In a previous study, researchers at the Washington University School of Medicine used a technique called mass spectrometry to measure the amounts of two subtypes of amyloid beta in the bloodstream: amyloid beta 42 and amyloid beta 40.
The results of that study showed that as levels of amyloid beta 40 and 42 decrease in the blood, amyloid beta deposits in the brain increase.
The accuracy rate of detecting amyloid brain deposits was 88 per cent compared to PET scans.
The new study, which was published in Neurology, enrolled 158 adults over the age of 50 years, where the majority of the participants were cognitively healthy.
The study showed an improved accuracy rate of detecting amyloid brain deposits, from 88 per cent to 94 per cent.
The researchers included a number of major risk factors for AD such as age and the presence of a genetic variant called APOE4.
Need for early treatment
Given the high failure rate in AD clinical trials, there is a growing consensus among scientists that treatment needs to begin in the early stages of the disease, and as there are no symptoms, biomarkers will be required.

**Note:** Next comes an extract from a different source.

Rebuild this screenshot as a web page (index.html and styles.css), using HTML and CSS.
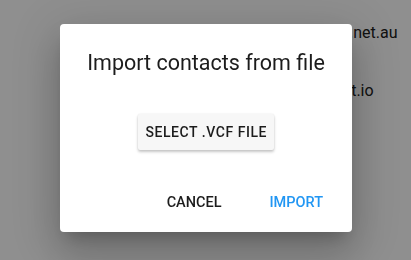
FILE: index.html
```html
<!DOCTYPE html>
<html>
<head>
<meta charset="utf-8">
<link rel="stylesheet" href="styles.css">
</head>
<body>
<div class="page">
  <ul class="contacts">
    <li class="contact">mark.allen@iinet.net.au</li>
    <li class="contact">contact@crowbot.io</li>
  </ul>
</div>
<div class="overlay"></div>
<div class="dialog">
  <h1 class="dialog-title">Import contacts from file</h1>
  <div class="dialog-body">
    <button class="raised-btn">SELECT .VCF FILE</button>
  </div>
  <div class="dialog-actions">
    <button class="flat-btn">CANCEL</button>
    <button class="flat-btn primary">IMPORT</button>
  </div>
</div>
</body>
</html>
```
FILE: styles.css
```css
html, body {
  margin: 0;
  padding: 0;
  width: 411px;
  height: 260px;
  overflow: hidden;
  background: #ffffff;
  font-family: Roboto, "Liberation Sans", sans-serif;
}
.page {
  height: 260px;
}
.contacts {
  list-style: none;
  margin: 0;
  padding: 4px 0 0 230px;
}
.contact {
  font-size: 16px;
  line-height: 58px;
  height: 58px;
  color: #202020;
  white-space: nowrap;
}
.overlay {
  position: fixed;
  inset: 0;
  background: rgba(0, 0, 0, 0.44);
}
.dialog {
  position: absolute;
  left: 60px;
  top: 24px;
  width: 292px;
  height: 208px;
  box-sizing: border-box;
  background: #ffffff;
  border-radius: 4px;
  box-shadow: 0 11px 15px -7px rgba(0,0,0,0.2), 0 24px 38px 3px rgba(0,0,0,0.14), 0 9px 46px 8px rgba(0,0,0,0.12);
  display: flex;
  flex-direction: column;
  padding-top: 26px;
}
.dialog-title {
  margin: 0;
  font-size: 21.5px;
  font-weight: 400;
  line-height: 26px;
  text-align: center;
  color: #1c1c1c;
}
.dialog-body {
  display: flex;
  justify-content: center;
  padding-top: 38px;
}
.raised-btn {
  height: 36px;
  padding: 0 7px 0 7.5px;
  border: none;
  border-radius: 2px;
  background: #f7f7f7;
  box-shadow: 0 2px 3px rgba(0,0,0,0.22), 0 0 2px rgba(0,0,0,0.08);
  font-family: Roboto, "Liberation Sans", sans-serif;
  font-size: 14px;
  font-weight: 500;
  letter-spacing: 0.55px;
  color: #1c1c1c;
}
.dialog-actions {
  display: flex;
  justify-content: flex-end;
  gap: 16px;
  padding: 34px 13px 0 0;
}
.flat-btn {
  height: 36px;
  padding: 0 16px;
  border: none;
  background: transparent;
  font-family: Roboto, "Liberation Sans", sans-serif;
  font-size: 14.5px;
  font-weight: 500;
  color: #1c1c1c;
}
.flat-btn.primary {
  color: #2196f3;
}
```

There is a great unmet need for simple, inexpensive, and non-invasive tests that could be applied on a large scale to screen for AD. This need could be met by blood tests that may be even more sensitive than the gold standard, PET brain scan, in detecting amyloid deposits in the brain.
The blood test could also be used as a widespread population screening test, replacing CSF testing and brain imaging if it proves to be more accurate than the currently used tests.

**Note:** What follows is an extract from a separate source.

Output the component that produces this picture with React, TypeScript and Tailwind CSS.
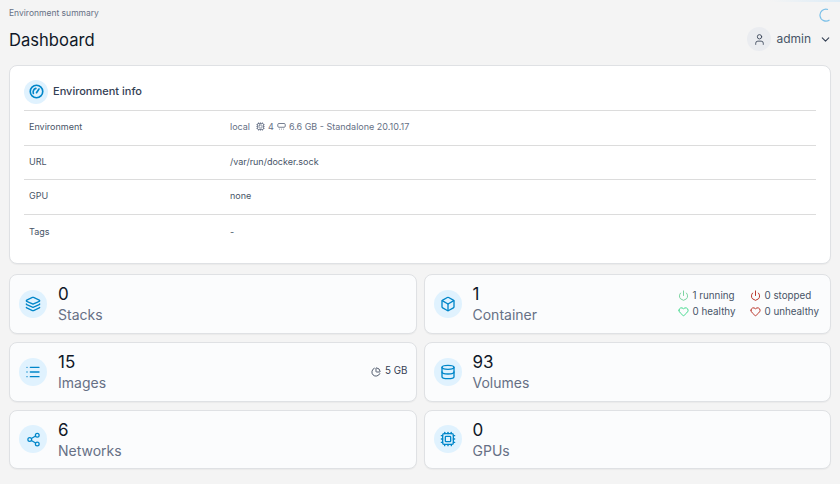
import { Box, ChevronDown, Cpu, Database, Heart, Layers, List, PieChart, Power, Share2, User } from "lucide-react"
import type { ReactNode } from "react"

const rows = [
    { label: "Environment", value: null },
    { label: "URL", value: "/var/run/docker.sock" },
    { label: "GPU", value: "none" },
    { label: "Tags", value: "-" },
]

function StatCard({ icon, value, label, children }: { icon: ReactNode; value: string; label: string; children?: ReactNode }) {
    return (
        <div className="flex items-center rounded-lg border border-[#dfe1e4] bg-[#fbfcfd] pl-[9px] pr-3 shadow-[0_1px_1px_rgba(0,0,0,0.04)]">
            <div className="flex h-7 w-7 shrink-0 items-center justify-center rounded-full bg-[#e0f2fe] text-[#0086c9]">
                {icon}
            </div>
            <div className="ml-[11px] flex flex-col">
                <span className="text-[17px] leading-[22px] text-[#101828]">{value}</span>
                <span className="mt-[1px] text-[14px] leading-[18px] text-[#667085]">{label}</span>
            </div>
            {children}
        </div>
    )
}

export default function App() {
    return (
        <div className="relative flex h-[484px] w-[840px] flex-col overflow-hidden bg-[#f4f4f4] font-['Inter',sans-serif]">
            <div className="absolute right-0 top-0 h-[2px] w-[70px] bg-gradient-to-r from-transparent to-[#dcecf7]" />
            <div className="flex h-[65px] shrink-0 justify-between pl-[9px] pr-2">
                <div>
                    <div className="mt-[8px] text-[8.5px] leading-[10px] text-[#667085]">Environment summary</div>
                    <h1 className="mt-[11px] text-[16.6px] leading-[22px] text-[#101828]">Dashboard</h1>
                </div>
                <div className="flex flex-col items-end">
                    <svg className="mt-[8px] mr-[1px] h-[14px] w-[14px] text-[#7cc0e8]" viewBox="0 0 14 14" fill="none" stroke="currentColor" strokeWidth="1.2">
                        <path d="M11 1.5 A6 6 0 1 0 12.5 12" />
                    </svg>
                    <div className="mt-[5px] flex items-center">
                        <div className="flex h-[24px] w-[24px] items-center justify-center rounded-full bg-[#eaecf0] text-[#344054]">
                            <User size={13} strokeWidth={1.6} />
                        </div>
                        <span className="ml-[5px] text-[12px] text-[#475467]">admin</span>
                        <ChevronDown size={13} className="ml-[8px] text-[#344054]" />
                    </div>
                </div>
            </div>

            <div className="mx-[9px] rounded-lg border border-[#dfe1e4] bg-white px-[14px] pb-[13px] shadow-[0_1px_1px_rgba(0,0,0,0.04)]">
                <div className="flex h-[45px] items-center border-b border-[#dcdcdc] pt-[7px]">
                    <div className="flex h-[24px] w-[24px] items-center justify-center rounded-full bg-[#e0f2fe] text-[#0086c9]">
                        <svg width="15" height="15" viewBox="0 0 24 24" fill="none" stroke="currentColor" strokeWidth="2.6" strokeLinecap="round">
                            <circle cx="12" cy="12" r="10" />
                            <path d="M12 14l4-6" />
                            <path d="M7 15a6 6 0 0 1 4-8" />
                        </svg>
                    </div>
                    <span className="ml-[5px] text-[11px] font-medium text-[#344054]">Environment info</span>
                </div>
                {rows.map((row, i) => (
                    <div key={row.label} className={`flex h-[34.7px] items-center pb-[2px] pl-[5px] text-[9px] ${i < 3 ? "border-b border-[#dcdcdc]" : ""}`}>
                        <span className="w-[201px] text-[#475467]">{row.label}</span>
                        {row.value ? (
                            <span className="text-[#475467]">{row.value}</span>
                        ) : (
                            <span className="flex items-center text-[#667085]">
                                local
                                <Cpu size={9} className="ml-[6px]" />
                                <span className="ml-[3px]">4</span>
                                <svg className="ml-[3px] h-[9px] w-[9px]" viewBox="0 0 12 12" fill="none" stroke="currentColor" strokeWidth="1.2">
                                    <rect x="1" y="2" width="10" height="5" rx="1.5" />
                                    <path d="M3 9.5h1M5.5 9.5h1M8 9.5h1" />
                                </svg>
                                <span className="ml-[3px]">6.6 GB - Standalone 20.10.17</span>
                            </span>
                        )}
                    </div>
                ))}
            </div>

            <div className="mx-[9px] mt-[10px] grid grid-cols-2 grid-rows-[60px_60px_59px] gap-x-[7px] gap-y-[8px]">
                <StatCard icon={<Layers size={16} />} value="0" label="Stacks" />
                <StatCard icon={<Box size={16} />} value="1" label="Container">
                    <div className="ml-auto -mr-[1px] grid grid-cols-[auto_auto] gap-x-[14px] gap-y-[3px] text-[9.8px] leading-[13px] text-[#475467]">
                        <span className="flex items-center gap-[4px]"><Power size={11} className="text-[#6fcf97]" />1 running</span>
                        <span className="flex items-center gap-[4px]"><Power size={11} className="text-[#b42318]" />0 stopped</span>
                        <span className="flex items-center gap-[4px]"><Heart size={11} className="text-[#32d583]" />0 healthy</span>
                        <span className="flex items-center gap-[4px]"><Heart size={11} className="text-[#b42318]" />0 unhealthy</span>
                    </div>
                </StatCard>
                <StatCard icon={<List size={16} />} value="15" label="Images">
                    <span className="ml-auto -mr-[4px] flex items-center gap-[4px] text-[9.8px] text-[#344054]">
                        <PieChart size={10} />5 GB
                    </span>
                </StatCard>
                <StatCard icon={<Database size={16} />} value="93" label="Volumes" />
                <StatCard icon={<Share2 size={15} />} value="6" label="Networks" />
                <StatCard icon={<Cpu size={16} />} value="0" label="GPUs" />
            </div>
        </div>
    )
}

Blood tests could also help to accelerate patient screening for participation in clinical trials and enrol people with early signs of the disease, thus better evaluating whether drugs can prevent AD. Enrolment takes years, is time consuming, and is very expensive.
As such, it is currently one of the biggest challenges for the development of new disease modifying drugs (DMDs) for this disease.
Having patients with early signs of the disease in clinical trials will help scientists to develop new treatments for AD and have a significant impact on the life of patients.